Cuánta incoherencia descubrimos entre estas orientaciones, que cuentan con la anuencia de representantes de los distintos poderes del Estado, como hemos visto en estos días, y el hecho de acudir a los templos más significativos para alabar a Dios con el hermoso y antiguo himno del Te Deum. Es imposible pretender alabar a Dios en representación de la patria y, con los mismos labios, defender leyes gravemente atentatorias contra la dignidad del hombre. Es imposible recitar el preámbulo de la Constitución Nacional, que invoca a Dios como “fuente de toda razón y justicia”, jurar por Dios, sobre los Santos Evangelios, y luego declarar que la unión de personas del mismo sexo equivale al matrimonio que es fundamento de la familia y por eso de la sociedad.
Deseo concluir esta reflexión citando palabras del Papa Benedicto XVI, en la exhortación apostólica Sacramentum caritatis: “El culto agradable a Dios nunca es un acto meramente privado, sin consecuencias en nuestras relaciones sociales: al contrario, exige el testimonio público de la propia fe.

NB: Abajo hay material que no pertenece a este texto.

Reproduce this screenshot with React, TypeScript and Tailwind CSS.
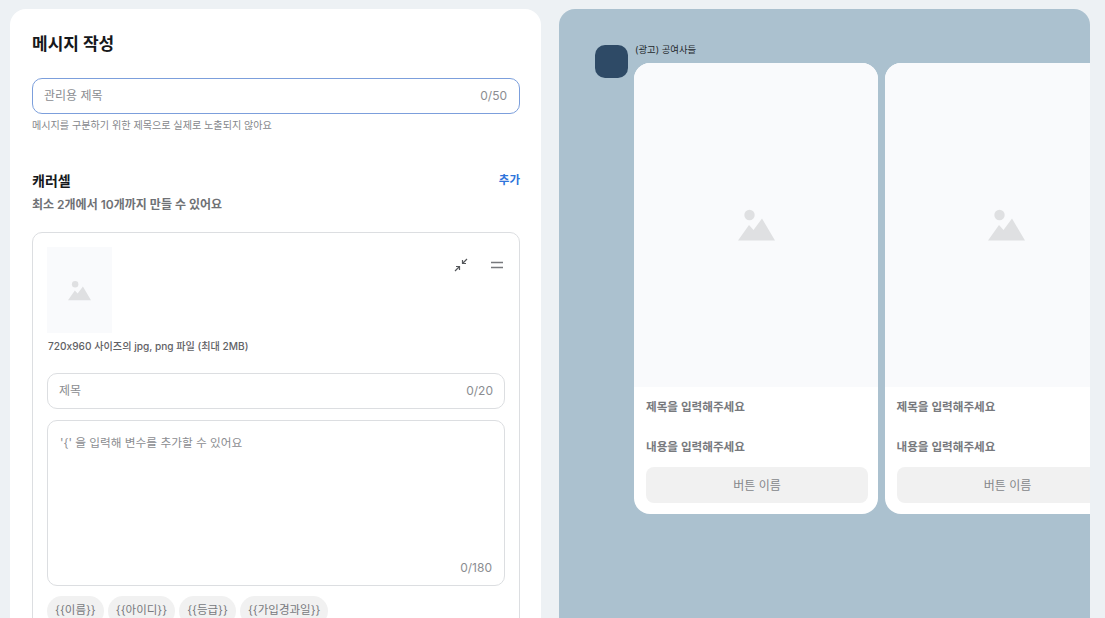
const font = "font-['Inter','Noto_Sans_CJK_KR',sans-serif]";

function Mountain({ className }: { className: string }) {
  return (
    <svg viewBox="0 0 37 32" className={className} fill="#dfe0e2">
      <circle cx="11.5" cy="6" r="5.2" />
      <path d="M0 31.5 L11 16 L15.5 21 L24 9.5 L37 31.5 Z" />
    </svg>
  );
}

function Field({ label, count }: { label: string; count: string }) {
  return (
    <div className="flex h-9 items-center justify-between rounded-[10px] border border-[#dcdee1] bg-white pl-[11px] pr-[11px] text-[12px] text-[#8b8d91]">
      <span>{label}</span>
      <span>{count}</span>
    </div>
  );
}

function PreviewCard() {
  return (
    <div className="flex h-[451px] w-[244px] shrink-0 flex-col overflow-hidden rounded-2xl bg-white">
      <div className="flex h-[324px] shrink-0 items-center justify-center bg-[#f9fafc]">
        <Mountain className="h-8 w-[37px]" />
      </div>
      <div className="flex flex-1 flex-col px-3 text-[11.6px] font-semibold text-[#77797d]">
        <div className="mt-3 h-4 leading-4">제목을 입력해주세요</div>
        <div className="mt-6 h-4 leading-4">내용을 입력해주세요</div>
        <div className="mt-3 flex h-9 w-[222px] items-center justify-center rounded-lg bg-[#f1f1f1] pt-[2px] text-[12px] font-normal text-[#85878a]">
          버튼 이름
        </div>
      </div>
    </div>
  );
}

export default function App() {
  return (
    <div className={`${font} flex h-[618px] w-[1105px] gap-[18px] overflow-hidden bg-[#edf1f4] pl-[10px] pt-[9px]`}>
      <div className="h-[700px] w-[531px] shrink-0 rounded-2xl bg-white pl-[22px] pr-[21px] pt-[23px]">
        <h1 className="h-6 text-[17px] font-bold leading-6 text-[#16181b]">메시지 작성</h1>
        <div className="mt-[22px] flex h-9 items-center justify-between rounded-[10px] border border-[#7c9fdc] bg-white pl-[11px] pr-3 text-[12px] text-[#8b8d91]">
          <span>관리용 제목</span>
          <span>0/50</span>
        </div>
        <p className="mt-[3px] h-4 text-[10.1px] leading-4 text-[#85878b]">메시지를 구분하기 위한 제목으로 실제로 노출되지 않아요</p>

        <div className="mt-[38px] flex h-5 items-center justify-between">
          <span className="-mt-[2px] text-[14px] font-bold text-[#16181b]">캐러셀</span>
          <span className="text-[11.5px] font-semibold text-[#2f74db]">추가</span>
        </div>
        <p className="mt-[5px] h-[18px] text-[12px] font-semibold leading-[18px] text-[#6f7175]">최소 2개에서 10개까지 만들 수 있어요</p>

        <div className="mt-[18px] h-[500px] rounded-[10px] border border-[#dcdee1] pl-[14px] pr-[15px] pt-[14px]">
          <div className="flex items-start justify-between">
            <div className="flex h-[86px] w-[65px] items-center justify-center bg-[#f9fafc]">
              <Mountain className="h-[21px] w-[23px]" />
            </div>
            <div className="mt-[11px] flex items-center gap-[22px]">
              <svg viewBox="0 0 14 14" className="h-[14px] w-[14px]" fill="none" stroke="#55575b" strokeWidth="1.2">
                <path d="M13 1 L8.5 5.5 M8.5 2 V5.5 H12 M1 13 L5.5 8.5 M2 8.5 H5.5 V12" />
              </svg>
              <svg viewBox="0 0 14 8" className="h-2 w-[14px]" fill="none" stroke="#77797d" strokeWidth="1.3">
                <path d="M1 1.5 H13 M1 6.5 H13" />
              </svg>
            </div>
          </div>
          <p className="ml-px mt-[5px] h-4 text-[10.15px] font-medium leading-4 text-[#5f6165] [font-feature-settings:'calt'_0]">720x960 사이즈의 jpg, png 파일 (최대 2MB)</p>
          <div className="-mr-px mt-[19px]">
            <Field label="제목" count="0/20" />
          </div>
          <div className="-mr-px mt-[11px] flex h-[166px] flex-col justify-between rounded-[10px] border border-[#dcdee1] bg-white px-3 pb-2 pt-[14px] text-[11.7px] text-[#8b8d91]">
            <span>'&#123;' 을 입력해 변수를 추가할 수 있어요</span>
            <span className="self-end text-[12px]">0/180</span>
          </div>
          <div className="mt-[10px] flex gap-1 text-[11.5px] text-[#77797d]">
            {["{{이름}}", "{{아이디}}", "{{등급}}", "{{가입경과일}}"].map((t) => (
              <span key={t} className="flex h-[30px] items-center rounded-full bg-[#f1f1f1] px-2">{t}</span>
            ))}
          </div>
        </div>
      </div>

      <div className="h-[700px] w-[531px] shrink-0 overflow-hidden rounded-t-2xl bg-[#abc1cf] pl-9 pt-9">
        <div className="flex gap-[6px]">
          <div className="h-[33px] w-[33px] shrink-0 rounded-[10px] bg-[#2e4a66]" />
          <div className="min-w-0">
            <p className="-mt-[2px] ml-px h-5 text-[9.4px] leading-[14px] text-[#24282c]">(광고) 공여사들</p>
            <div className="flex gap-[6.5px]">
              <PreviewCard />
              <PreviewCard />
            </div>
          </div>
        </div>
      </div>
    </div>
  );
}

Obviamente, esto vale para todos los bautizados, pero tiene una importancia particular para quienes, por la posición social o política que ocupan, han de tomar decisiones sobre valores fundamentales, como el respeto y la defensa de la vida humana, desde su concepción hasta su fin natural, la familia fundada en el matrimonio entre hombre y mujer, la libertad de educación de los hijos, y la promoción del bien común en todas sus formas. Estos valores no son negociables. Así pues, los políticos y los legisladores católicos (…) deben sentirse particularmente interpelados por su conciencia, rectamente formada, para presentar y apoyar leyes inspiradas en los valores fundados en la naturaleza humana. Esto tiene además una relación objetiva con la Eucaristía (1Cor 11,27-29)” (Sacr.Car 83).
Sea ella, hoy y por siempre, nuestro alimento, nuestra alegría y nuestro consuelo.